Mr. Makuch submitted that there had been no proper analysis by the respondent of the impact on the subject lands if filling were allowed, with Dr. Brown having been the only expert who walked the site. There is no evidence of a measurable effect of filling, the subject lands are not a stream segment, as asserted by Dr. Newbury initially, and engineering solutions would meet all concerns. The loss of a landform is not a purpose for which a conservation authority can exercise its powers as it is not a water management function.
If permission to place fill were granted, the outcome would be the dedication of 15 hectares of land plus $135,000.00 for improvements which must be regarded as advantageous. There is no evidence of soil instability, erosion or sediment control problem. Nor were the calculations of the HEC2 model indicative of flooding. Therefore, the tribunal is invited to conclude that it should grant the permission.

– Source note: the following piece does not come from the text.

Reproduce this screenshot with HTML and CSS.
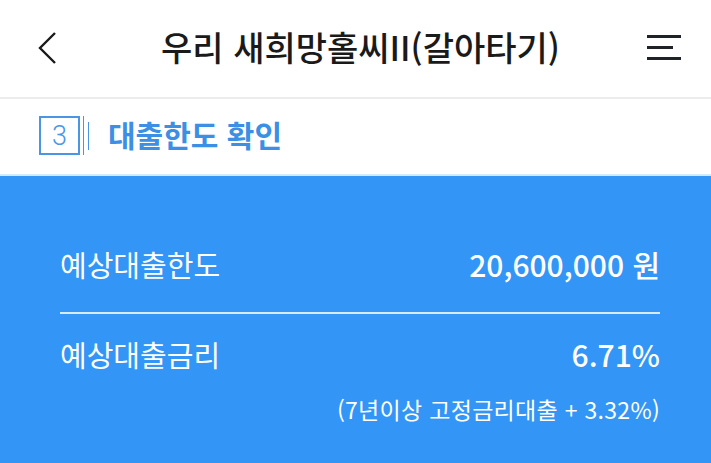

Mr. Makuch submitted that by rule of law, the greening of the Greater Toronto Area does not justify allowing the MTRCA to do what is not set out in the enabling legislation. Rather, the Official Plan purpose is the proper way to go to achieve these objectives.
Mr. Makuch submitted that the appeal should be allowed, and that the requested permit should be granted, with the following conditions attached:
- Before disturbance of the site occurs, an MTRCA/Ministry of Natural Resources ("MNR") approved erosion and sediment control facility must be installed.

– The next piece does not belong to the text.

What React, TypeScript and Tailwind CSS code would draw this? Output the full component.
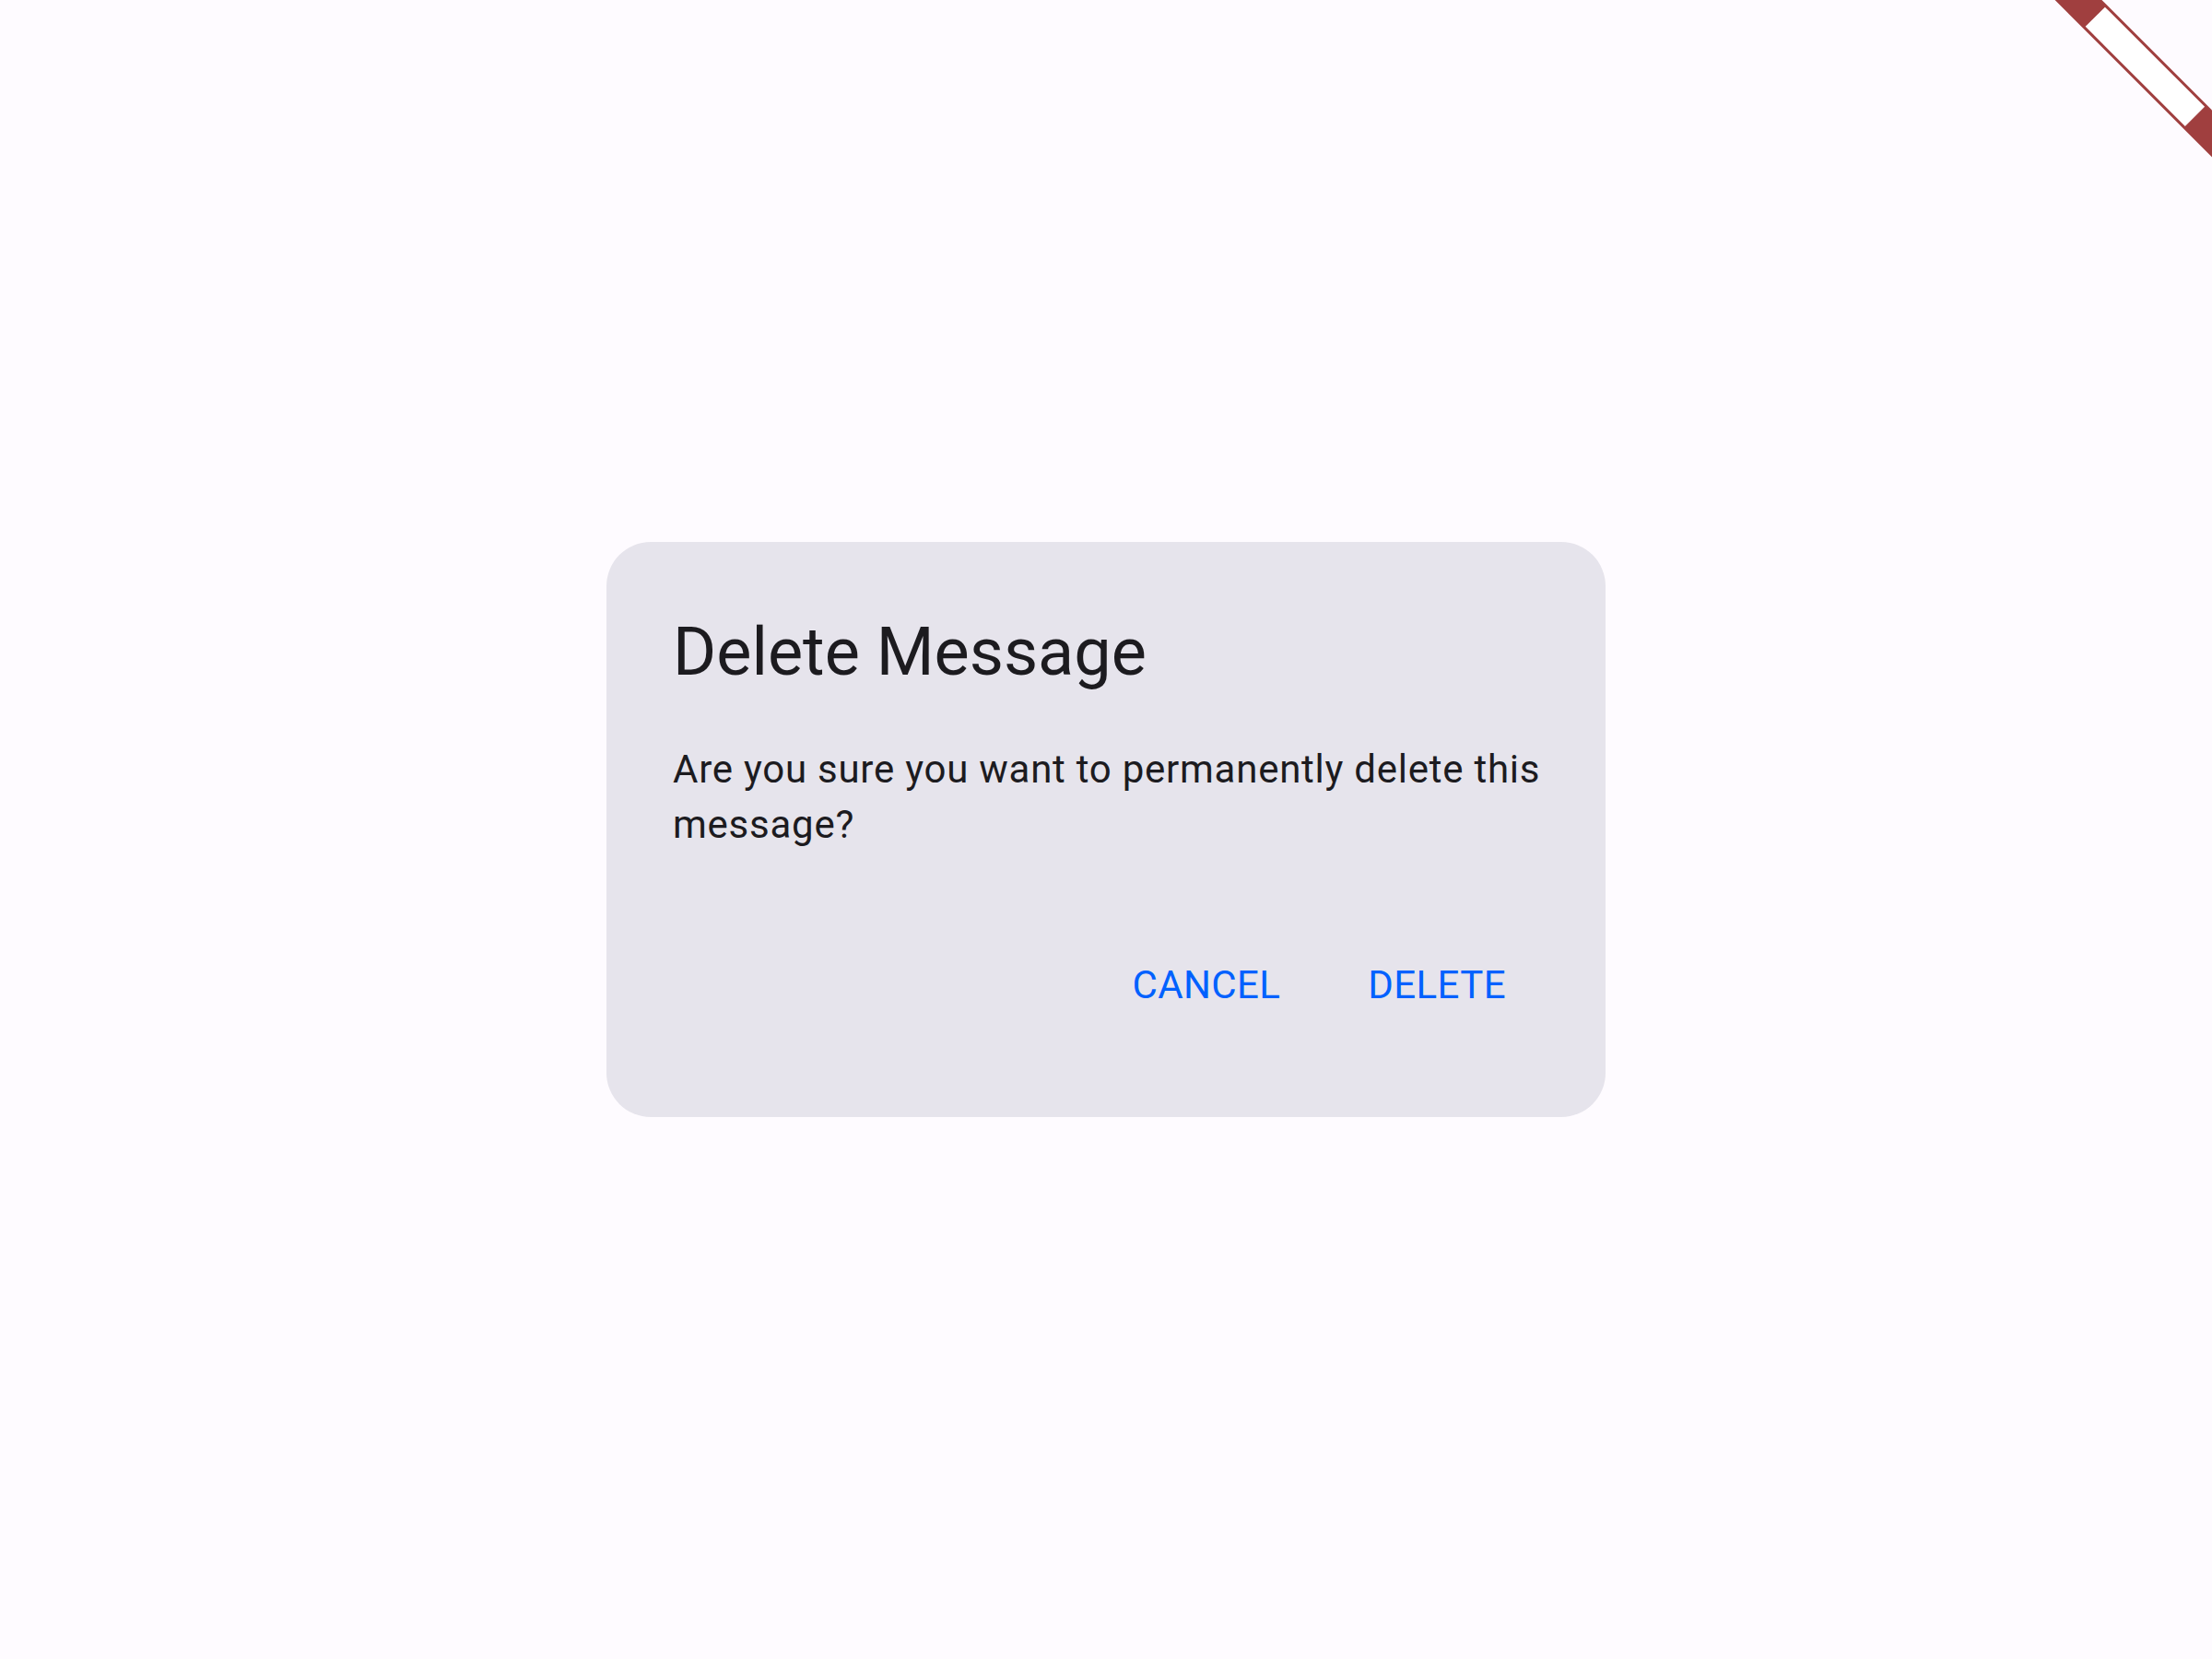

- The erosion and sediment control facility must be meticulously maintained until such time as all of the approved fill has been placed and the grades have been stabilized to the satisfaction of the MTRCA and MNR.

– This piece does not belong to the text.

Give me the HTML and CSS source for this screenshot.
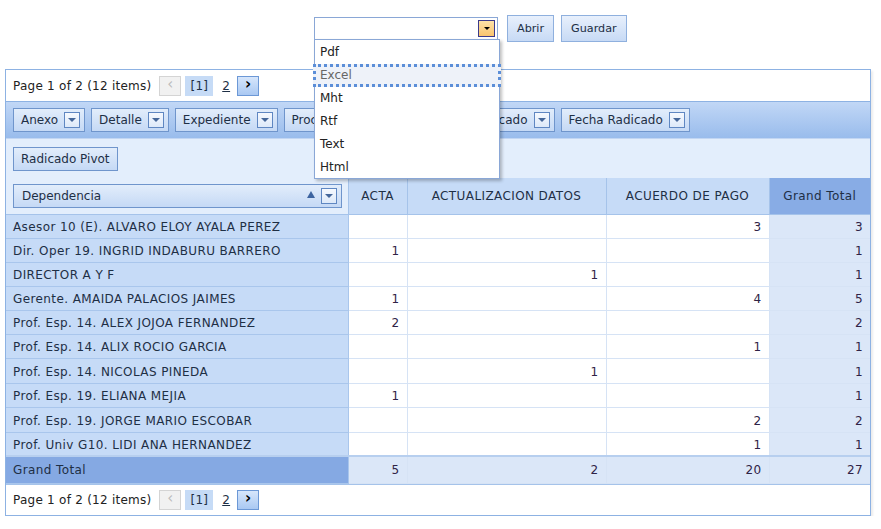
FILE: index.html
```html
<!DOCTYPE html>
<html>
<head>
<meta charset="utf-8">
<link rel="stylesheet" href="styles.css">
</head>
<body>
<div class="toolbar">
  <div class="combo">
    <div class="combo-input"></div>
    <div class="combo-btn"><span class="tri-black"></span></div>
    <ul class="combo-list">
      <li>Pdf</li>
      <li class="focused">Excel</li>
      <li>Mht</li>
      <li>Rtf</li>
      <li>Text</li>
      <li class="last">Html</li>
    </ul>
  </div>
  <button class="btn">Abrir</button>
  <button class="btn">Guardar</button>
</div>

<div class="pivot">
  <div class="pager">
    <span class="pager-text">Page 1 of 2 (12 items)</span>
    <span class="pbtn disabled">&lsaquo;</span>
    <span class="pcur">[1]</span>
    <span class="plink">2</span>
    <span class="pbtn next">&rsaquo;</span>
  </div>
  <div class="filter-area">
    <span class="field">Anexo<span class="dd"><span class="tri"></span></span></span>
    <span class="field">Detalle<span class="dd"><span class="tri"></span></span></span>
    <span class="field">Expediente<span class="dd"><span class="tri"></span></span></span>
    <span class="field w-proc">Proceso<span class="dd"><span class="tri"></span></span></span>
    <span class="field w-usr">Usuario Radicado<span class="dd"><span class="tri"></span></span></span>
    <span class="field">Fecha Radicado<span class="dd"><span class="tri"></span></span></span>
  </div>
  <div class="column-area">
    <span class="field plain">Radicado Pivot</span>
  </div>
  <table class="grid">
    <colgroup>
      <col class="c0"><col class="c1"><col class="c2"><col class="c3"><col class="c4">
    </colgroup>
    <thead>
      <tr>
        <th class="rowfield-cell"><span class="field wide"><span class="ftext">Dependencia</span><span class="sort"></span><span class="dd"><span class="tri"></span></span></span></th>
        <th>ACTA</th>
        <th>ACTUALIZACION DATOS</th>
        <th>ACUERDO DE PAGO</th>
        <th class="gt-head">Grand Total</th>
      </tr>
    </thead>
    <tbody>
      <tr><td class="rh">Asesor 10 (E). ALVARO ELOY AYALA PEREZ</td><td></td><td></td><td>3</td><td class="gt">3</td></tr>
      <tr><td class="rh">Dir. Oper 19. INGRID INDABURU BARRERO</td><td>1</td><td></td><td></td><td class="gt">1</td></tr>
      <tr><td class="rh">DIRECTOR A Y F</td><td></td><td>1</td><td></td><td class="gt">1</td></tr>
      <tr><td class="rh">Gerente. AMAIDA PALACIOS JAIMES</td><td>1</td><td></td><td>4</td><td class="gt">5</td></tr>
      <tr><td class="rh">Prof. Esp. 14. ALEX JOJOA FERNANDEZ</td><td>2</td><td></td><td></td><td class="gt">2</td></tr>
      <tr><td class="rh">Prof. Esp. 14. ALIX ROCIO GARCIA</td><td></td><td></td><td>1</td><td class="gt">1</td></tr>
      <tr class="tall"><td class="rh">Prof. Esp. 14. NICOLAS PINEDA</td><td></td><td>1</td><td></td><td class="gt">1</td></tr>
      <tr><td class="rh">Prof. Esp. 19. ELIANA MEJIA</td><td>1</td><td></td><td></td><td class="gt">1</td></tr>
      <tr class="tall"><td class="rh">Prof. Esp. 19. JORGE MARIO ESCOBAR</td><td></td><td></td><td>2</td><td class="gt">2</td></tr>
      <tr><td class="rh">Prof. Univ G10. LIDI ANA HERNANDEZ</td><td></td><td></td><td>1</td><td class="gt">1</td></tr>
      <tr class="total"><td class="rh">Grand Total</td><td>5</td><td>2</td><td>20</td><td class="gt">27</td></tr>
    </tbody>
  </table>
  <div class="pager bottom">
    <span class="pager-text">Page 1 of 2 (12 items)</span>
    <span class="pbtn disabled">&lsaquo;</span>
    <span class="pcur">[1]</span>
    <span class="plink">2</span>
    <span class="pbtn next">&rsaquo;</span>
  </div>
</div>
</body>
</html>
```
FILE: styles.css
```css
body {
  margin: 0;
  background: #fff;
  font-family: "DejaVu Sans", Verdana, sans-serif;
  font-size: 11px;
  color: #1e2f45;
}
.toolbar {
  display: flex;
  align-items: center;
  gap: 7px;
  padding: 15px 0 0 314px;
  height: 27px;
}
.combo {
  position: relative;
  width: 184px;
  height: 23px;
  box-sizing: border-box;
  border: 1px solid #8aa7d6;
  background: #fff;
  margin-right: 2px;
}
.combo-btn {
  position: absolute;
  right: 2px;
  top: 2px;
  width: 15px;
  height: 15px;
  border: 1px solid #3b3a8c;
  background: linear-gradient(#fde2a8, #f9c46e);
  display: flex;
  align-items: center;
  justify-content: center;
}
.tri-black {
  width: 0; height: 0;
  border-left: 3px solid transparent;
  border-right: 3px solid transparent;
  border-top: 3px solid #000;
}
.combo-list {
  position: absolute;
  left: -1px;
  top: 21px;
  width: 184px;
  margin: 0;
  padding: 1px 0 0;
  list-style: none;
  background: #fff;
  border: 1px solid #8aa7d6;
  box-shadow: 2px 2px 3px rgba(0,0,0,0.25);
  z-index: 10;
}
.combo-list li {
  height: 23px;
  line-height: 23px;
  padding-left: 5px;
  font-size: 12px;
  color: #222;
}
.combo-list li.last {
  height: 22px;
}
.combo-list li.focused {
  color: #666;
  background: #eef2f9;
  border: 3px dotted #5b8ed8;
  margin: 0 -2px;
  height: 17px;
  line-height: 17px;
  padding-left: 4px;
}
.btn {
  height: 27px;
  padding: 0 9px;
  font-family: "DejaVu Sans", Verdana, sans-serif;
  font-size: 11.2px;
  color: #1e2f45;
  border: 1px solid #8fb0de;
  background: linear-gradient(#e8f0fc, #c7daf5);
}
.pivot {
  margin: 27px 0 0 5px;
  width: 866px;
  box-sizing: border-box;
  border: 1px solid #8db2e3;
  box-shadow: 2px 2px 2px rgba(0,0,0,0.08);
}
.pager {
  height: 31px;
  display: flex;
  align-items: center;
  padding-left: 7px;
  background: #fff;
  font-size: 12px;
  letter-spacing: 0.25px;
  color: #222;
}
.pager.bottom {
  height: 30px;
  border-top: 1px solid #a5c3ea;
}
.pager-text { margin-right: 8px; }
.pbtn {
  width: 22px;
  height: 20px;
  box-sizing: border-box;
  display: inline-flex;
  align-items: center;
  justify-content: center;
  font-size: 15px;
  font-weight: bold;
  line-height: 1;
  padding-bottom: 2px;
}
.pbtn.disabled {
  border: 1px solid #d4d4d4;
  background: #f1f1f1;
  color: #bbb;
  font-weight: normal;
}
.pbtn.next {
  border: 1px solid #6c98d6;
  background: linear-gradient(#d6e6fb, #a9c8f2);
  color: #000;
}
.pcur {
  margin-left: 4px;
  padding: 3px 5px;
  background: #c6dbf6;
  color: #1e2f45;
}
.plink {
  margin: 0 7px 0 9px;
  text-decoration: underline;
  color: #1e2f45;
}
.filter-area {
  height: 38px;
  box-sizing: border-box;
  border-top: 1px solid #8db2e3;
  border-bottom: 1px solid #c2d6f3;
  background: linear-gradient(#c1d7f6, #99bcec);
  display: flex;
  align-items: center;
  gap: 6px;
  padding-left: 7px;
}
.field {
  height: 24px;
  box-sizing: border-box;
  border: 1px solid #6f95cc;
  background: linear-gradient(#e2edfb, #c5d9f5);
  display: inline-flex;
  align-items: center;
  padding: 0 4px 0 7px;
  font-size: 12px;
  color: #1e2f45;
  white-space: nowrap;
}
.field .dd {
  width: 16px;
  height: 16px;
  box-sizing: border-box;
  border: 1px solid #5f87c2;
  background: linear-gradient(#f6f9fe, #dde9f9);
  margin-left: 6px;
  display: inline-flex;
  align-items: center;
  justify-content: center;
}
.tri {
  width: 0; height: 0;
  border-left: 4px solid transparent;
  border-right: 4px solid transparent;
  border-top: 4px solid #45679a;
}
.w-proc { width: 90px; }
.w-usr { width: 175px; justify-content: flex-end; }
.field.plain { padding: 0 7px; }
.column-area {
  height: 39px;
  background: #e3eefc;
  display: flex;
  align-items: center;
  padding-left: 7px;
}
.grid {
  width: 100%;
  border-collapse: collapse;
  table-layout: fixed;
  font-size: 12px;
  letter-spacing: 0.4px;
}
col.c0 { width: 342px; }
col.c1 { width: 59px; }
col.c2 { width: 199px; }
col.c3 { width: 163px; }
col.c4 { width: 101px; }
.grid th {
  height: 36px;
  box-sizing: border-box;
  background: #c6dbf7;
  border: 1px solid #a5c3ea;
  border-top: none;
  font-weight: normal;
  color: #1e2f45;
  text-align: center;
}
.grid th.rowfield-cell {
  background: #e3eefc;
  border-left: none;
  padding: 0 6px 0 7px;
  text-align: left;
}
.grid th.gt-head {
  background: #88ace5;
  border-right: none;
}
.field.wide {
  width: 100%;
  display: flex;
  padding-left: 8px;
  letter-spacing: 0;
}
.ftext { flex: 1; text-align: left; }
.sort {
  width: 0; height: 0;
  border-left: 4px solid transparent;
  border-right: 4px solid transparent;
  border-bottom: 7px solid #3d64a0;
  margin-bottom: 2px;
}
.grid td {
  height: 24px;
  box-sizing: border-box;
  border: 1px solid #d6e3f5;
  border-left-color: #c4d7f1;
  text-align: right;
  padding: 2px 7px 0;
  color: #2f2346;
  background: #fff;
}
.grid tr.tall td {
  height: 25px;
}
.grid td.rh {
  background: #c6dbf7;
  border: 1px solid #a9c6ec;
  border-left: none;
  text-align: left;
  color: #1e2f45;
}
.grid td.gt {
  background: #dbe7f8;
  border-right: none;
}
.grid tr.total td {
  height: 27px;
  padding-top: 1px;
  background: #dbe7f8;
  border-top: 2px solid #b7cfef;
}
.grid tr.total td.rh {
  background: #85a9e3;
}
```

- The allowable fill must be placed under the supervision of and in accordance with plans prepared by a qualified geotechnical engineer.
On behalf of the MTRCA:
Jurisdiction of the Tribunal:
Mr. Wigley submitted that the placing of fill on the subject lands will "in the opinion of the authority" affect the conservation of land, being lands contained within the scheduled areas as set out in O. Reg. 293/86. There is clear jurisdiction in the MTRCA to make a determination on what may be affected by the placing of fill, which was correctly exercised by it. On an appeal to the Mining and Lands Commissioner (the "tribunal"), the decision of the MTRCA can be replaced if there is a clear error. It is not the function of the tribunal to replace the opinion of the MTRCA with its own, as the latter is familiar with local conditions, is aware of the pressures for development in the area, has the measure of expertise required to make the determination and has the means to assess the potential impact of the proposed placing of fill.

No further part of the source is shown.